* Problem to work on
Give the number of lines below that contain the word "styles", and nothing else.

### Record list ###

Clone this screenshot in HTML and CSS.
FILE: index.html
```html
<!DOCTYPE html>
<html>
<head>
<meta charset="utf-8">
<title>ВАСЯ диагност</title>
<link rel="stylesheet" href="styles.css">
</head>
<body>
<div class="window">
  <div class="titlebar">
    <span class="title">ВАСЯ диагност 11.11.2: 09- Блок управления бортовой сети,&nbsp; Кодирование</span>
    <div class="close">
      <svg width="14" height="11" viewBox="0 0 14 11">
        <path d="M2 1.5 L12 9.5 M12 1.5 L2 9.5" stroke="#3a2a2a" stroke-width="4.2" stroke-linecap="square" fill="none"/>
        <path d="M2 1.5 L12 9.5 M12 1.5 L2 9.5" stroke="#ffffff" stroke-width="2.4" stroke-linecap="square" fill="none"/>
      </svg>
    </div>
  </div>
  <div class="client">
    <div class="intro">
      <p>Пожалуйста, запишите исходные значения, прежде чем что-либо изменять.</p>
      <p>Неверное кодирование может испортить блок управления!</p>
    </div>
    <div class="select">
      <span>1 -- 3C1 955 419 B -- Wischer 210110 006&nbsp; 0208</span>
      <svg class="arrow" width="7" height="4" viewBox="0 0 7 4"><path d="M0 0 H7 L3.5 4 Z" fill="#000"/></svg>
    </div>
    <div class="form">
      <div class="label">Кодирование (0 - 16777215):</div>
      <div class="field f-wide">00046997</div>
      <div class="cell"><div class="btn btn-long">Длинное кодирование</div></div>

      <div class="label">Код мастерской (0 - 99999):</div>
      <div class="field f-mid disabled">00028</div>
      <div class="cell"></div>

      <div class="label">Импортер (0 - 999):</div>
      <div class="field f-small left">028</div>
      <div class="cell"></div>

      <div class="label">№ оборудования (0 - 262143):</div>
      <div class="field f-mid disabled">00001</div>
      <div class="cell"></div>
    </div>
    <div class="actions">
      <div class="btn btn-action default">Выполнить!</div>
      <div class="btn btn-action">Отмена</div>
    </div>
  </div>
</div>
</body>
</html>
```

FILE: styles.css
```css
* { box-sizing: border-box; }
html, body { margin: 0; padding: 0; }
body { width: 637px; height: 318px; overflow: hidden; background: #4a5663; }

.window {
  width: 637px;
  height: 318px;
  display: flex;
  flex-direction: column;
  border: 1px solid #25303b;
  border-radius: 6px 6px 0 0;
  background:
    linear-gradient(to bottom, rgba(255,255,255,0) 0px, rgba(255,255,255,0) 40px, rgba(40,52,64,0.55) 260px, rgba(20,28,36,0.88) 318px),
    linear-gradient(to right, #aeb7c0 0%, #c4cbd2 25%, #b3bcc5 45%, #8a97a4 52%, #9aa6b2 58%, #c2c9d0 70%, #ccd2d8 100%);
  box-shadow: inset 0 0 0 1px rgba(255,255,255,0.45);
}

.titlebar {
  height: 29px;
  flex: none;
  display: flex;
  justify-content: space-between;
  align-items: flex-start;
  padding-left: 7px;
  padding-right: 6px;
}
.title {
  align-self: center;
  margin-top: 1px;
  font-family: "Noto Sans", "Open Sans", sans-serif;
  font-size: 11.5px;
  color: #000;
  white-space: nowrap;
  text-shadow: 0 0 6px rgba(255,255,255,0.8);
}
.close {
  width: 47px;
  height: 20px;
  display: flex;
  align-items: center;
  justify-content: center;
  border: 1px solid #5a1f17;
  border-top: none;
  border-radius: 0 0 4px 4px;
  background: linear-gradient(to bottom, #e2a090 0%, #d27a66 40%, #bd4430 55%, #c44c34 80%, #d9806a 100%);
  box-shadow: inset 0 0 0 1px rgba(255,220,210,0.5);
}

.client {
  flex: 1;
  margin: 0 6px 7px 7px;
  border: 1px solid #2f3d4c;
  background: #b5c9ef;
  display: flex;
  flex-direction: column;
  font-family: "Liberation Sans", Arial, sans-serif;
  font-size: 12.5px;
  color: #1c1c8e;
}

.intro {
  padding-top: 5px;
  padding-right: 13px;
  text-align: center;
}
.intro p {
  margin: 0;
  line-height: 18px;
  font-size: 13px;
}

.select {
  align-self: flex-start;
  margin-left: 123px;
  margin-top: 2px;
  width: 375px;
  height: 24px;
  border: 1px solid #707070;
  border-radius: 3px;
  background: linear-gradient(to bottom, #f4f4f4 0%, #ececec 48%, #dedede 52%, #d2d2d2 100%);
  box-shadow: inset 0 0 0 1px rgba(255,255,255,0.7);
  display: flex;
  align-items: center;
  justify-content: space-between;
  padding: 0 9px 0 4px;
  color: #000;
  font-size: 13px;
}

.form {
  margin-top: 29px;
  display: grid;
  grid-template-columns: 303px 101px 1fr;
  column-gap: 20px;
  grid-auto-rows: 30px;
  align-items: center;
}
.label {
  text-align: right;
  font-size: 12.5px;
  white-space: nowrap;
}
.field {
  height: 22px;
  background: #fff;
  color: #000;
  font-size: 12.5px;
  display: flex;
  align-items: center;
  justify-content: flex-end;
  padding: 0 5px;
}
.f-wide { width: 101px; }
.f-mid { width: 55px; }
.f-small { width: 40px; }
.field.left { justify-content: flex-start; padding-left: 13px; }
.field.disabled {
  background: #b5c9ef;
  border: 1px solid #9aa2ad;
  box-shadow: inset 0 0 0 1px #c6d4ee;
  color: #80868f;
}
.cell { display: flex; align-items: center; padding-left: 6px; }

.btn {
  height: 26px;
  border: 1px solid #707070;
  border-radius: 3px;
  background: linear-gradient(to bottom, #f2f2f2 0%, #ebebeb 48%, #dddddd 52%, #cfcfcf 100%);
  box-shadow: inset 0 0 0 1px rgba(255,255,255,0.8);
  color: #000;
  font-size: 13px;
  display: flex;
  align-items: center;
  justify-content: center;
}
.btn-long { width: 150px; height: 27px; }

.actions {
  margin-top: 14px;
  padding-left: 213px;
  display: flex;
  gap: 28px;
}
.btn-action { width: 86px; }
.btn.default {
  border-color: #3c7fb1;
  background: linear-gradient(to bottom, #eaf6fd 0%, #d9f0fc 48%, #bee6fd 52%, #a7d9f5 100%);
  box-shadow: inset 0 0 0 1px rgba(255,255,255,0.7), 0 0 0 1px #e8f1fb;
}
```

###
### Record list ###

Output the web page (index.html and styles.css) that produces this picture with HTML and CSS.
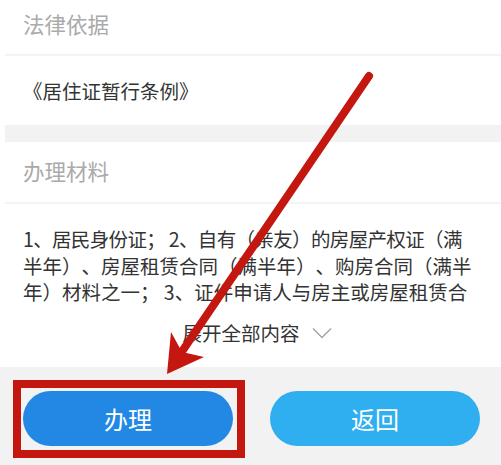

###

* Task response
3